At this point you have both batches of a pseudo-partigyle. The gravities are different in the 2 BK's, so if they should be equal, you need to hook up both pumps and blend the two kettles for 15 minutes or so (check with refractometer every 5 minutes is my plan).

Double boil baby. Deal with double chilling. I would use dual whirlpool immersion chilling, with iced water from the MLT and 2 additional submersible pumps.

I am expecting efficiency similar or better than 70%. Seems it should be slightly more efficient than a 2 vessel recirculating system.

Anyone see any serious holes or oversights? Thank you in advance if you read and understood it all, I wish I could make a flash animation of this process.
 
I think that this would work, and for brewing large batches of small gravity beers, I think you would be fine. Essentially you have taken a recirculating no sparge system and made it a recirculating batch sparge system. I see two main things.

1. Given that you can fit 37.2 lbs of grain in a sanke at 1.25 qt/lb for the recirc, the biggest beer you could brew 24 gallons of would be 1.038 SG (if you combined everything). I like sessions beers a lot and make all sorts of them. 1.038 is still quite low.

2. You could get the second runnings thin enough that you might start to run into tannin extraction issues and need to be careful of pH, negating one of the big assets of the brutus 20 setup (that you dont have to worry about those things).

I am too tired to run the numbers right now, but you might look into what happens if you run 12 gallons on the first one and then run a 5 or 6 gallon batch out of the second runnings. I dont think it would be too hard to set everything up in excel to give you your numbers and you would boost your combined SG maximum to 1.050 (given a combined final volume of 18 gallons).

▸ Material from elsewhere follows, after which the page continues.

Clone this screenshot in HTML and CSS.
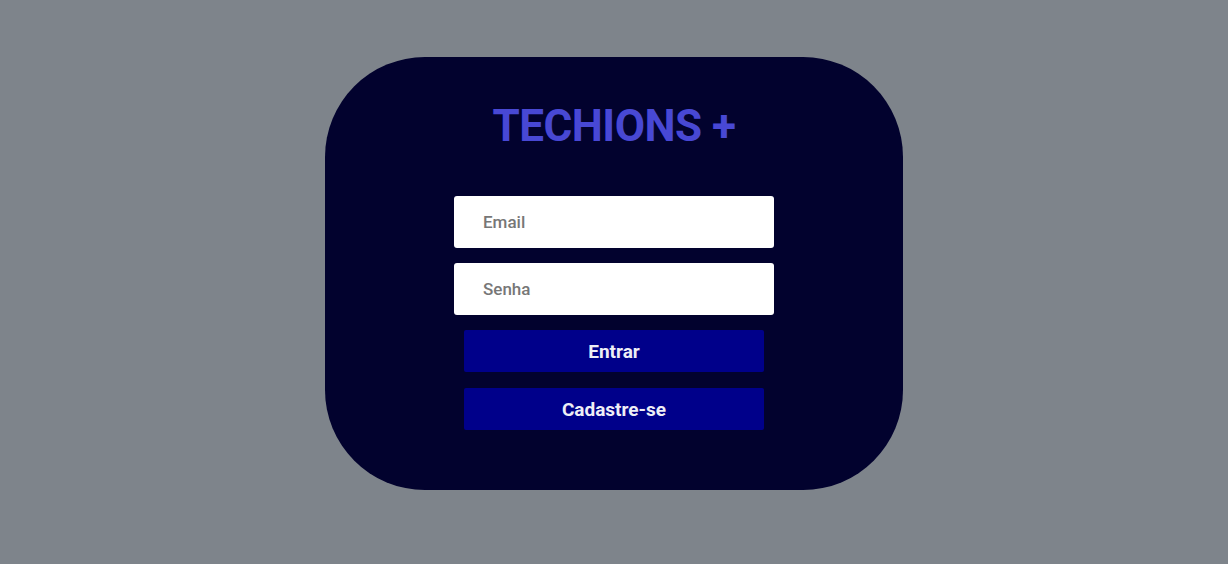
FILE: index.html
```html
<!DOCTYPE html>
<html lang="pt-BR">
<head>
    <meta charset="UTF-8">
    <meta name="viewport" content="width=device-width, initial-scale=1.0">
    <title>Techions +</title>
    <link rel="stylesheet" href="styles.css">
</head>
<body>
<div class="login-card">
    <h1 class="logo">TECHIONS +</h1>

    <form class="login-form">
        <input class="field" type="email" placeholder="Email">
        <input class="field" type="password" placeholder="Senha">
        <button class="btn" type="submit">Entrar</button>
        <button class="btn" type="button">Cadastre-se</button>
    </form>
</div>
</body>
</html>
```

FILE: styles.css
```css
body {
    margin: 0;
    background-color: #7e848b;
    font-family: Roboto, "Liberation Sans", sans-serif;
    display: flex;
    justify-content: center;
    padding-top: 57px;
}

.login-card {
    width: 578px;
    height: 433px;
    box-sizing: border-box;
    background-color: #02022e;
    border-radius: 100px;
    display: flex;
    flex-direction: column;
    align-items: center;
    padding-top: 47px;
}

.logo {
    margin: 0;
    font-size: 44px;
    line-height: 45px;
    font-weight: 700;
    letter-spacing: -0.5px;
    color: #4848d4;
}

.login-form {
    display: flex;
    flex-direction: column;
    align-items: center;
    margin-top: 47px;
}

.field {
    width: 320px;
    height: 52px;
    box-sizing: border-box;
    border: none;
    border-radius: 3px;
    padding: 0 29px;
    margin-bottom: 15px;
    font-family: inherit;
    font-size: 17px;
    font-weight: 500;
    color: #333;
    background: #fff;
}

.field::placeholder {
    color: #777;
}

.btn {
    width: 300px;
    height: 42px;
    border: none;
    border-radius: 2px;
    background-color: #00008a;
    color: #eeeef6;
    font-family: inherit;
    font-size: 19px;
    font-weight: 700;
    margin-bottom: 16px;
    cursor: pointer;
}
```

One last thing. I was confused about the HLT and what it was doing until I read it a second and third time. Just call them BK1 and BK2 and I think it would be more clear.

J
 
Thanks JF for reply, but upon thinking about this further, I believe it would work better with a rims tube heater, which wouldn't be too hard to add. In my case above I would be direct heating the mash wort while it is in the kettles, and then it would have to be pumped back in an evenly circulated manner. Seems like too much hassle, and too much chance for the wort temp to fluctuate... like where would I put the temp probe? I can't imagine keeping the temp even enough. I guess the BK1 and 2 could have hex coils and heat the mash indirectly... My brain hurts.